What Is a Binding Financial Agreement?
A Binding Financial Agreement is a private contract made between two people at the end of a marriage or de facto relationship. It sets out how assets and liabilities will be divided, and can also cover spousal maintenance.
Unlike consent orders, it doesn’t need to be lodged with the Court. Instead, it becomes legally binding because each person receives independent legal advice and signs willingly.
When carefully prepared, a financial agreement can bring certainty and peace of mind.
When Financial Agreements Work Well
Financial agreements often work best when both people want closure and certainty.
For example, after many years together, a couple agreed to sell the family home, divide the proceeds, and split their superannuation fairly. They didn’t want future claims hanging over them, so they used a financial agreement to lock in those terms. It gave them finality and a sense of freedom to move on.
They can also be valuable when finances are more complex. A small business owner and their former partner used a financial agreement to clearly separate the business from other shared assets. This meant the business could continue running smoothly, while each person knew exactly what they were entitled to.
In these situations, the agreement acted as a roadmap, turning uncertainty into clarity.
When Financial Agreements May Not Be the Best Choice
Financial agreements can fall short if the process isn’t fair or transparent.
Consider a situation where one person felt pressured to sign because the other controlled the finances.
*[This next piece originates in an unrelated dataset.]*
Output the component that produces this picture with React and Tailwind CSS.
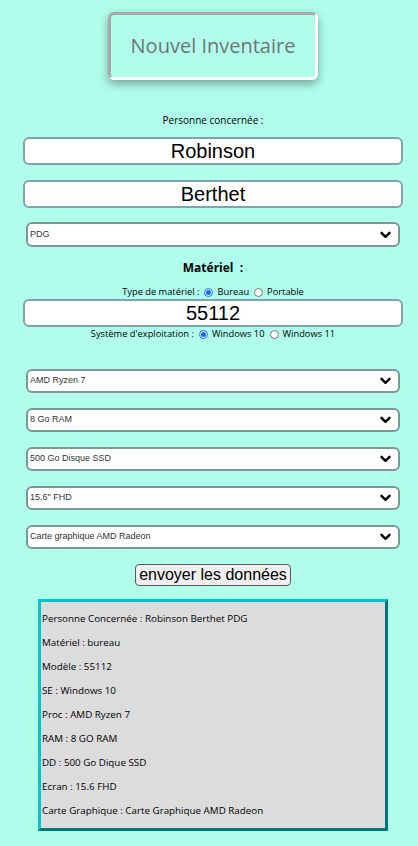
import React from 'react';

const comic = "font-['Comic_Sans_MS','Open_Sans',sans-serif]";

const Chevron = () => (
  <svg width="11" height="8" viewBox="0 0 11 8" className="absolute right-[7px] top-1/2 -translate-y-1/2">
    <polyline points="1.5,1.8 5.5,5.8 9.5,1.8" fill="none" stroke="#000" strokeWidth="2.4" strokeLinecap="round" strokeLinejoin="round" />
  </svg>
);

const Select = ({ label, className = '' }) => (
  <div className={`relative w-[374px] h-[24px] bg-white border-2 border-[#7a9896] rounded-[6px] flex items-center ${className}`}>
    <span className="pl-[2px] text-[9px] text-[#333] font-['Liberation_Sans',Arial,sans-serif]">{label}</span>
    <Chevron />
  </div>
);

const TextBox = ({ value, className = '' }) => (
  <div className={`w-[380px] h-[28px] bg-white border-2 border-[#7fa4b0] rounded-[6px] flex items-center justify-center text-[20px] text-black font-['Liberation_Sans',Arial,sans-serif] ${className}`}>
    {value}
  </div>
);

const Radio = ({ checked }) => (
  <span className={`inline-flex w-[9px] h-[9px] rounded-full border items-center justify-center bg-white ml-[5px] mr-[4px] ${checked ? 'border-[#0a6cff]' : 'border-[#767676]'}`}>
    {checked && <span className="w-[5px] h-[5px] rounded-full bg-[#0a6cff]" />}
  </span>
);

const summary = [
  'Personne Concernée : Robinson Berthet PDG',
  'Matériel : bureau',
  'Modèle : 55112',
  'SE : Windows 10',
  'Proc : AMD Ryzen 7',
  'RAM : 8 GO RAM',
  'DD : 500 Go Dique SSD',
  'Ecran : 15.6 FHD',
  'Carte Graphique : Carte Graphique AMD Radeon',
];

export default function App() {
  return (
    <div className="min-h-[846px] bg-[#b0fdec] pl-[8px] pb-[16px] flex flex-col items-center">
      <div className="mt-[12px] w-[210px] h-[68px] rounded-[6px] border-[3px] border-t-[#a9a9a9] border-l-[#a9a9a9] border-r-white border-b-white shadow-[0_4px_10px_rgba(0,0,0,0.35)] flex items-center justify-center">
        <span className={`${comic} text-[20px] text-[#707575]`}>Nouvel Inventaire</span>
      </div>

      <div className={`${comic} mt-[34px] h-[12px] leading-[12px] text-[10px] text-black`}>Personne concernée :</div>
      <TextBox value="Robinson" className="mt-[11px] h-[27px]" />
      <TextBox value="Berthet" className="mt-[15px]" />
      <Select label="PDG" className="mt-[14px] h-[25px]" />

      <div className={`${comic} mt-[13px] h-[16px] leading-[16px] text-[12px] font-bold text-black`}>Matériel&nbsp; :</div>
      <div className={`${comic} mt-[10px] h-[12px] flex items-center text-[9.3px] text-black`}>
        <span>Type de matériel :</span>
        <Radio checked />
        <span>Bureau</span>
        <Radio />
        <span>Portable</span>
      </div>
      <TextBox value="55112" className="mt-[1px]" />
      <div className={`${comic} mt-[1px] h-[12px] flex items-center text-[9.3px] text-black`}>
        <span>Système d'exploitation :</span>
        <Radio checked />
        <span>Windows 10</span>
        <Radio />
        <span>Windows 11</span>
      </div>

      <Select label="AMD Ryzen 7" className="mt-[29px]" />
      <Select label="8 Go RAM" className="mt-[15px]" />
      <Select label="500 Go Disque SSD" className="mt-[15px]" />
      <Select label="15.6&quot; FHD" className="mt-[15px]" />
      <Select label="Carte graphique AMD Radeon" className="mt-[15px]" />

      <button className="mt-[15px] h-[22px] px-[3px] bg-[#efefef] border border-[#5a5a5a] rounded-[4px] text-[16px] leading-[18px] text-black font-['Liberation_Sans',Arial,sans-serif]">
        envoyer les données
      </button>

      <div className="mt-[13px] w-[350px] h-[232px] bg-[#dcdcdc] border-[3px] border-t-[#00c8c8] border-l-[#00c8c8] border-r-[#007878] border-b-[#007878] pt-[5px] pl-[1px]">
        {summary.map((line) => (
          <div key={line} className={`${comic} h-[24px] leading-[24px] text-[9.8px] text-black`}>{line}</div>
        ))}
      </div>
    </div>
  );
}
That imbalance can later lead to a Court setting aside the agreement.
Another common problem is lack of disclosure. If debts or investments are hidden at the time of signing, the agreement may not survive a legal challenge.
In cases where there is low trust or concern about compliance, consent orders may provide stronger protection, since they are approved and enforceable by the Court.
Are Financial Agreements Always Enforceable?
A financial agreement is designed to be binding, but there are circumstances where a Court can set it aside. This may happen if someone failed to disclose their full financial situation, if there was pressure or duress, if proper legal advice wasn’t given, or if there has been a major change that makes the agreement clearly unfair — particularly where children are involved.
Clients often ask what happens if things change. The answer depends on how the agreement was drafted.
If a disclosed business later becomes highly profitable, the agreement usually still stands. If one person receives an inheritance, whether it is protected depends on whether the agreement anticipated future property. If a job loss makes it difficult to meet spousal maintenance obligations, the Court may be asked to review it, but this does not automatically void the agreement.
Importantly, there is no expiry date. A financial agreement remains binding unless and until it is set aside by the Court.
Pre-Emptive Financial Agreements
Financial agreements can also be made before or during a relationship.
For example, someone who inherits a family property may wish to protect it if the relationship later ends. A business owner may want to ensure their business is ring-fenced from any future property settlement.
Handled sensitively, these agreements can reduce future conflict and provide reassurance for both partners.
Financial Agreements vs Consent Orders
When it comes to finalising a financial settlement, there are two main options:
- Financial agreements are private contracts. They don’t involve the Court and allow flexibility in how arrangements are structured.
- Consent orders are reviewed by the Family Court to ensure they are fair. They are automatically enforceable if someone doesn’t comply.
Which option is better depends on your circumstances.
If privacy and flexibility are your priorities, a financial agreement may be more suitable. If you are concerned about enforcement, or if parenting arrangements also need to be formalised, consent orders may be the better choice. Sometimes, people use both — consent orders for parenting matters and a financial agreement for financial issues.